Tuesday, July 1, 2014

Definition Doctor

The first lessons of the text book are so heavily packed with vocabulary that I found myself going back to my bookshelf and looking for ways to practice, and not just memorize, the new vocabulary.  I found a strategy called "Definition Doctor" in a book entitled Style and Strategies for Teaching Middle School Mathematics by Edward J. Thomas and John R. Brunsting.

"Definition Doctor" piggybacks off of a technique called Vocabulary Knowledge Rating, or VKR.  In VKR, students rate their knowledge of the vocabulary on a scale of 1-4.  My sample is at the right and yes, there are a lot of vocabulary words in lesson one!  There are 28 vocabulary words in lessons 1 through 10.  I need to whittle the list down to an essential 13 or 14.  

For the "Definition Doctor" technique, students use the words that they rated in their VKR.  One student volunteers to be the "Definition Doctor" and another student chooses a vocabulary word from the list and asks the "Definition Doctor" to define and explain why the word is important to the lesson or unit of study.  If the "Definition Doctor" is stuck, they may ask another classmate for a "second opinion" to get some help.  After the definition and significance has been given, the student who chose the vocabulary word becomes the "Definition Doctor".  Practice continues like his until all the words have been reviewed.

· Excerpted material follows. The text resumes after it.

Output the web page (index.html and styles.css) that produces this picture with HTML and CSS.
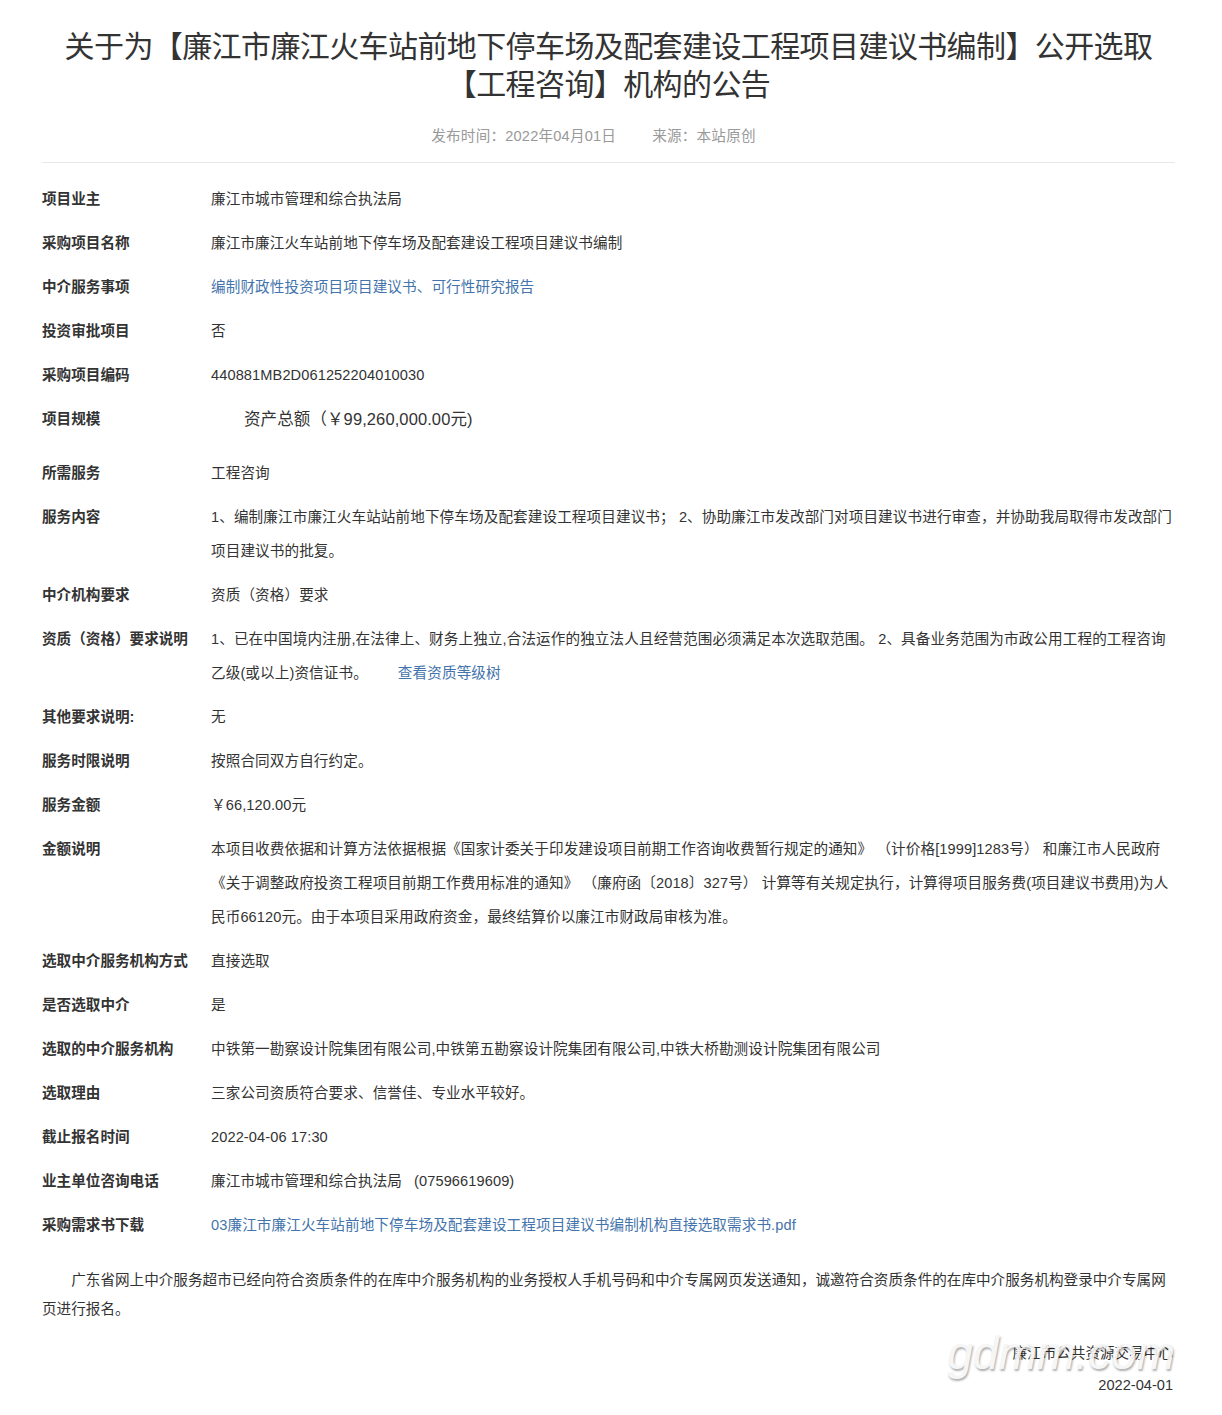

When I read this techniques, I loved that it asked students to make connections and put a value on the vocabulary.  The word really is important to understanding the material!  I also liked that the activity has flexibility to be a large group, small group, or pairs activity. 

I wanted to make "Definition Doctor" feel more like a game, so my students would review all of the words.  I can totally see them reviewing 2 or 3 words and then chatting for awhile until I came to see what they were doing or listen to their group.  By putting the vocabulary onto cards, the technique had more of a game feel.  If it was a game, then there is a start and a finish.  The cards would need to be gone through before they could stop.  It's not perfect, but better than just choosing off of a list.  The cards also let me focus the practice to specific words because I can take out words I don't want my students to focus on.

The template that I used to make the cards is here.  As always, if it will be useful to you, you are welcome to it!


  1. Hi!
    I currently teach 8th grade math...I am your newest follower! I look forward to reading your blog!

    The Math Nerdette

  2. Thanks for following me! I hope that my ramblings are helpful!